Van de door inno-V geschetste scenario’s is de helft verregaand (1a en 2a). Dit betekent maximale bezuinigingen en grote gevolgen voor reizigers. De andere scenario’s (1b en 2b) zijn minder resoluut. Hierdoor zijn de gevolgen voor reizigers minder groot.

Daarnaast gaan de scenario’s 1a en 1b uit van een nieuw lijnennet. Dit net wordt opgebouwd vanuit gebieden die niet ontsloten zijn per rail. De andere scenario’s gaan juist uit van het huidige lijnennet en de minimaal geëiste frequenties.

Bezuinigingen in het OV: hoe pak je dat aan?

inno-V concludeert dat de scenario’s zeker tot forse besparingen kunnen leiden. De gevolgen zijn daarentegen verschillend.

Zo zal scenario 1a grote gevolgen hebben voor het bestaande busnetwerk, met name in de kernen Rotterdam, Capelle aan den IJssel, Schiedam, Vlaardingen, Maassluis en Spijkenisse.

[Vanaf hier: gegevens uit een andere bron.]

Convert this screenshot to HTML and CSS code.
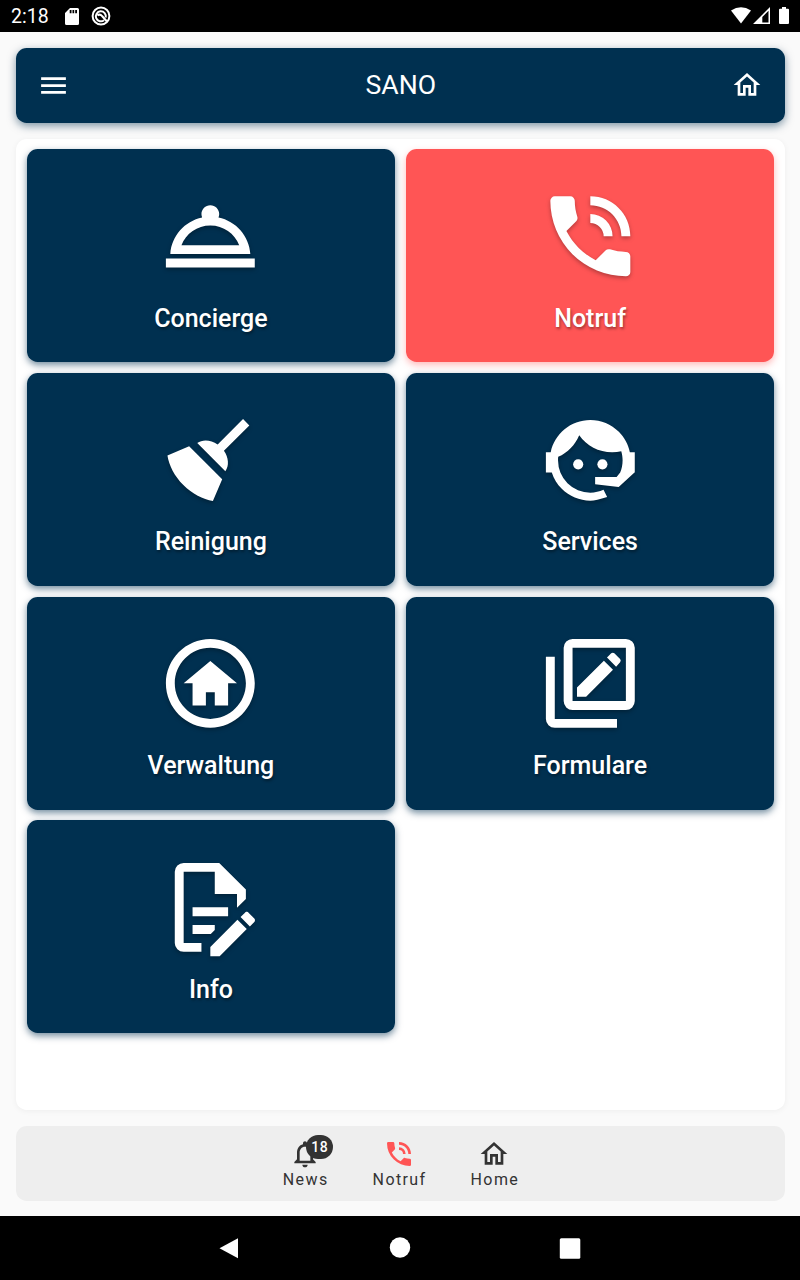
FILE: index.html
```html
<!DOCTYPE html>
<html lang="de">

<head>
    <meta charset="UTF-8">
    <meta name="viewport" content="width=device-width, initial-scale=1.0">
    <title>SANO</title>
    <link rel="stylesheet" href="styles.css">
</head>

<body>
    <div class="statusbar">
        <span class="clock">2:18</span>
        <svg class="sd" viewBox="0 0 14 17"><path fill-rule="evenodd" d="M5 0H12.5Q14 0 14 1.5V15.5Q14 17 12.5 17H1.500Q0 17 0 15.500V5ZM4.700 2V5.300H6.500V2ZM7.500 2V5.300H9.200V2ZM10.200 2V5.300H12V2Z"/></svg>
        <svg class="app" viewBox="0 0 20 20"><circle cx="10" cy="10" r="8.400"/><path d="M13 14.200A5 5 0 1 1 14.700 11.500M6.500 9.500Q9 7.500 11 10L16 15.500"/></svg>
        <div class="system">
            <svg width="20" height="17" viewBox="0 0 20 17"><path d="M0 3.500Q10-3 20 3.500L10 16.500Z"/></svg>
            <svg width="17" height="17" viewBox="0 0 17 17"><path fill-rule="evenodd" d="M17 0V17H0ZM15.500 3.800L9.300 10V15.500H15.500Z"/></svg>
            <svg class="battery" width="10" height="17" viewBox="0 0 10 17"><path d="M3 0H7V1.700H9Q10 1.700 10 2.700V16Q10 17 9 17H1Q0 17 0 16V2.700Q0 1.700 1 1.700H3Z"/></svg>
        </div>
    </div>

    <div class="page">
        <header class="header">
            <svg class="menu" viewBox="0 0 24 24"><path d="M3 6H21V8H3V6M3 11H21V13H3V11M3 16H21V18H3V16Z"/></svg>
            <h1>SANO</h1>
            <svg class="home" viewBox="0 0 24 24"><path d="M12 5.690L17 10.190V18H15V12H9V18H7V10.190L12 5.690M12 3L2 12H5V20H11V14H13V20H19V12H22"/></svg>
        </header>

        <main class="panel">
            <div class="tile">
                <svg viewBox="0 0 24 24"><path d="M2 17h20v2H2v-2zm11.840-9.210c.1-.24.16-.51.16-.79 0-1.100-.9-2-2-2s-2 .9-2 2c0 .28.06.55.16.79C6.250 8.600 3.270 11.930 3 16h18c-.27-4.070-3.250-7.400-7.160-8.210zM12 9.580c2.950 0 5.470 1.830 6.500 4.410h-13c1.030-2.580 3.550-4.410 6.500-4.410z"/></svg>
                <span>Concierge</span>
            </div>
            <div class="tile alert">
                <svg viewBox="0 0 24 24"><path d="M15 12H17A5 5 0 0 0 12 7V9A3 3 0 0 1 15 12M19 12H21C21 7 16.970 3 12 3V5C15.860 5 19 8.130 19 12M20 15.500C18.750 15.500 17.550 15.300 16.430 14.930C16.080 14.820 15.690 14.900 15.410 15.180L13.210 17.380C10.380 15.940 8.060 13.620 6.620 10.790L8.820 8.590C9.100 8.310 9.180 7.920 9.070 7.570C8.700 6.450 8.500 5.250 8.500 4A1 1 0 0 0 7.500 3H4A1 1 0 0 0 3 4A17 17 0 0 0 20 21A1 1 0 0 0 21 20V16.500A1 1 0 0 0 20 15.500Z"/></svg>
                <span>Notruf</span>
            </div>
            <div class="tile">
                <svg viewBox="0 0 24 24"><path d="M19.360 2.720L20.780 4.140L15.060 9.850C16.130 11.390 16.280 13.240 15.380 14.440L9.060 8.120C10.260 7.220 12.110 7.370 13.650 8.440L19.360 2.720M5.930 17.570C3.920 15.560 2.690 13.160 2.350 10.920L7.230 8.830L14.670 16.270L12.580 21.150C10.340 20.810 7.940 19.580 5.930 17.570Z"/></svg>
                <span>Reinigung</span>
            </div>
            <div class="tile">
                <svg viewBox="0 0 24 24"><path d="M18.720 14.760C19.070 13.910 19.260 13 19.260 12C19.260 11.280 19.150 10.590 18.960 9.950C18.310 10.100 17.630 10.180 16.920 10.180C13.860 10.180 11.150 8.670 9.500 6.340C8.610 8.500 6.910 10.260 4.770 11.220C4.730 11.470 4.730 11.740 4.730 12A7.270 7.270 0 0 0 12 19.270C13.050 19.270 14.060 19.040 14.970 18.630C15.540 19.720 15.800 20.260 15.780 20.260C14.140 20.810 12.870 21.080 12 21.080C9.580 21.080 7.270 20.130 5.570 18.420C4.530 17.380 3.760 16.110 3.330 14.730H2V10.180H3.090C3.930 6.040 7.600 2.920 12 2.920C14.400 2.920 16.710 3.870 18.420 5.580C19.690 6.840 20.540 8.450 20.890 10.180H22V14.730H21.940L18.380 18L13.080 17.400V15.730H17.910L18.720 14.760Z"/><circle cx="9.270" cy="12.910" r="1.140"/><circle cx="14.720" cy="12.910" r="1.140"/></svg>
                <span>Services</span>
            </div>
            <div class="tile">
                <svg viewBox="0 0 24 24"><path d="M12 20C7.600 20 4 16.400 4 12S7.600 4 12 4 20 7.600 20 12 16.400 20 12 20M12 2C6.500 2 2 6.500 2 12S6.500 22 12 22 22 17.500 22 12 17.500 2 12 2M11 14H13V17H16V12H18L12 7L6 12H8V17H11V14"/></svg>
                <span>Verwaltung</span>
            </div>
            <div class="tile">
                <svg viewBox="0 0 24 24"><path fill-rule="evenodd" d="M8 2H20A2 2 0 0 1 22 4V16A2 2 0 0 1 20 18H8A2 2 0 0 1 6 16V4A2 2 0 0 1 8 2M8 4V16H20V4H8M2 6H4V20H18V22H4A2 2 0 0 1 2 20V6M9 12.950L15.050 6.900L17.100 8.950L11.050 15H9V12.950M15.750 6.200L16.700 5.250Q17.050 4.950 17.400 5.250L18.700 6.550Q19 6.900 18.700 7.250L17.800 8.250Z"/></svg>
                <span>Formulare</span>
            </div>
            <div class="tile">
                <svg viewBox="0 0 24 24"><path d="M8 12H16V14H8V12M10 20H6V4H13V9H18V12.100L20 10.100V8L14 2H6A2 2 0 0 0 4 4V20A2 2 0 0 0 6 22H10V20M8 18H12.100L13 17.100V16H8V18M20.200 13C20.300 13 20.500 13.100 20.600 13.200L21.900 14.500C22.100 14.700 22.100 15.100 21.900 15.300L20.900 16.300L18.800 14.200L19.800 13.200C19.900 13.100 20 13 20.200 13M20.200 16.900L14.100 23H12V20.900L18.100 14.800L20.200 16.900Z"/></svg>
                <span>Info</span>
            </div>
        </main>

        <nav class="tabs">
            <a class="tab">
                <svg viewBox="0 0 24 24"><path d="M12 22c1.100 0 2-.9 2-2h-4c0 1.100.9 2 2 2zm6-6v-5c0-3.070-1.630-5.640-4.500-6.320V4c0-.83-.67-1.500-1.500-1.500s-1.500.67-1.500 1.500v.68C7.640 5.360 6 7.920 6 11v5l-2 2v1h16v-1l-2-2zm-2 1H8v-6c0-2.480 1.510-4.500 4-4.500s4 2.020 4 4.500v6z"/></svg>
                <span class="badge">18</span>
                <span>News</span>
            </a>
            <a class="tab emergency">
                <svg viewBox="0 0 24 24"><path d="M15 12H17A5 5 0 0 0 12 7V9A3 3 0 0 1 15 12M19 12H21C21 7 16.970 3 12 3V5C15.860 5 19 8.130 19 12M20 15.500C18.750 15.500 17.550 15.300 16.430 14.930C16.080 14.820 15.690 14.900 15.410 15.180L13.210 17.380C10.380 15.940 8.060 13.620 6.620 10.790L8.820 8.590C9.100 8.310 9.180 7.920 9.070 7.570C8.700 6.450 8.500 5.250 8.500 4A1 1 0 0 0 7.500 3H4A1 1 0 0 0 3 4A17 17 0 0 0 20 21A1 1 0 0 0 21 20V16.500A1 1 0 0 0 20 15.500Z"/></svg>
                <span>Notruf</span>
            </a>
            <a class="tab">
                <svg viewBox="0 0 24 24"><path d="M12 5.690L17 10.190V18H15V12H9V18H7V10.190L12 5.690M12 3L2 12H5V20H11V14H13V20H19V12H22"/></svg>
                <span>Home</span>
            </a>
        </nav>
    </div>

    <div class="softkeys">
        <svg viewBox="0 0 22 22"><path d="M20 1.200V21.200L1.500 11.300Z"/></svg>
        <svg viewBox="0 0 22 22"><circle cx="11" cy="10.500" r="10.200"/></svg>
        <svg viewBox="0 0 22 22"><rect x="0.800" y="1.300" width="20.500" height="20.500" rx="1.500"/></svg>
    </div>
</body>

</html>
```
FILE: styles.css
```css
* {
    box-sizing: border-box;
}

body {
    margin: 0;
    height: 1280px;
    display: flex;
    flex-direction: column;
    font-family: Roboto, sans-serif;
    background-color: #fafafa;
    overflow: hidden;
}

svg {
    display: block;
    flex: none;
    fill: currentColor;
}

.statusbar {
    height: 32px;
    padding: 0 11px;
    display: flex;
    align-items: center;
    background-color: #000;
    color: #fff;
}

.clock {
    width: 54px;
    font-size: 19.5px;
}

.sd {
    width: 14px;
    height: 17px;
}

.app {
    width: 20px;
    height: 20px;
    margin-left: 12px;
    fill: none;
    stroke: currentColor;
    stroke-width: 2;
}

.system {
    margin-left: auto;
    display: flex;
    gap: 2px;
    padding-bottom: 2px;
}

.battery {
    margin-left: 7px;
}

.page {
    flex: 1;
    padding: 16px 15px 15px 16px;
    display: flex;
    flex-direction: column;
    justify-content: space-between;
}

.header {
    height: 75px;
    padding: 0 21.5px 1px 21px;
    display: flex;
    align-items: center;
    justify-content: space-between;
    border-radius: 10.67px;
    background-color: #003050;
    color: #fff;
    box-shadow: 0 3px 8px rgba(0, 48, 80, 0.5);
}

.header h1 {
    margin: 0;
    font-size: 26.67px;
    font-weight: 400;
    line-height: 30px;
}

.menu {
    width: 33px;
    height: 33px;
}

.home {
    width: 32px;
    height: 32px;
}

.panel {
    height: 971.5px;
    padding: 10.67px;
    display: grid;
    grid-template-columns: 1fr 1fr;
    grid-auto-rows: 213px;
    gap: 10.6px 10.67px;
    border-radius: 10.67px;
    background-color: #fff;
    box-shadow: 0 1px 6px rgba(0, 0, 0, 0.05);
}

.tile {
    padding-top: 33.5px;
    display: flex;
    flex-direction: column;
    align-items: center;
    border-radius: 10.67px;
    background-color: #003050;
    color: #fff;
    font-size: 25px;
    font-weight: 500;
    box-shadow: 0 3px 7px rgba(0, 48, 80, 0.55);
}

.tile svg {
    width: 106.67px;
    height: 106.67px;
    margin-right: 0.4px;
    filter: drop-shadow(0 2px 2px rgba(0, 0, 0, 0.3));
}

.tile span {
    margin-top: 14.2px;
    line-height: 30px;
    text-shadow: 1px 2px 3px rgba(0, 0, 0, 0.4);
}

.alert {
    background-color: #ff5555;
    box-shadow: 0 3px 7px rgba(255, 85, 85, 0.4);
}

.tabs {
    height: 75px;
    padding: 12px 0 0 1px;
    display: flex;
    justify-content: center;
    gap: 44px;
    border-radius: 10.67px;
    background-color: #eee;
    color: #333;
}

.tab {
    position: relative;
    display: flex;
    flex-direction: column;
    align-items: center;
    font-size: 16px;
    letter-spacing: 1.4px;
}

.tab svg {
    width: 32px;
    height: 32px;
    margin-right: 1px;
}

.tab span {
    line-height: 20px;
}

.emergency svg {
    color: #ff5555;
}

.tab .badge {
    position: absolute;
    top: -3px;
    left: 23.5px;
    width: 27px;
    height: 24px;
    border-radius: 12px;
    background-color: #333;
    color: #fff;
    font-size: 14px;
    font-weight: 500;
    line-height: 24px;
    letter-spacing: 0.5px;
    text-align: center;
}

.softkeys {
    height: 64px;
    padding: 0 219px 0 218px;
    display: flex;
    align-items: center;
    justify-content: space-between;
    background-color: #000;
    color: #fff;
}

.softkeys svg {
    width: 22px;
    height: 22px;
}
```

Dit komt omdat hier sterk wordt ingezet op railverbindingen. Scenario 1b heeft als voordeel dat gestreefd wordt naar een sterk resterend netwerk, waar mogelijk zijn dit lijnen met metrobuskwaliteit. In dit geval blijft het dekkingsgebied beter.

Zowel scenario 2a als 2b hebben als nadeel dat er niet gekeken wordt naar de kansen en mogelijkheden voor groei. Ritten met een lage bezettingsgraad worden geschrapt of gaan minder vaak rijden. Het risico is dat een neerwaartse spiraal kan worden ingezet.

Ieder scenario zal volgens inno-V de kostendekkingsgraad ten goede komen: variërend van 40% bij 2b tot 44% bij 1a.

Een optimaal scenario?

inno-V concludeert: ‘Scenario 1b sluit het beste aan de vraag, het biedt de beste kansen op een sterk resterend netwerk en heeft de minste negatieve effecten. Desondanks wordt de gewenste bezuinigingstaakstelling ingevuld’. Dit scenario komt dus grotendeels tegemoet aan de eisen van besparingen en houdt zoveel mogelijk rekening met de wensen en behoeften van de reizigers.

Met een minder verregaande bezuiniging zouden de scherpe kantjes van scenario 1b afgehaald kunnen worden. Dat betekent: selectief besparingen kiezen of deze minder ver doorvoeren.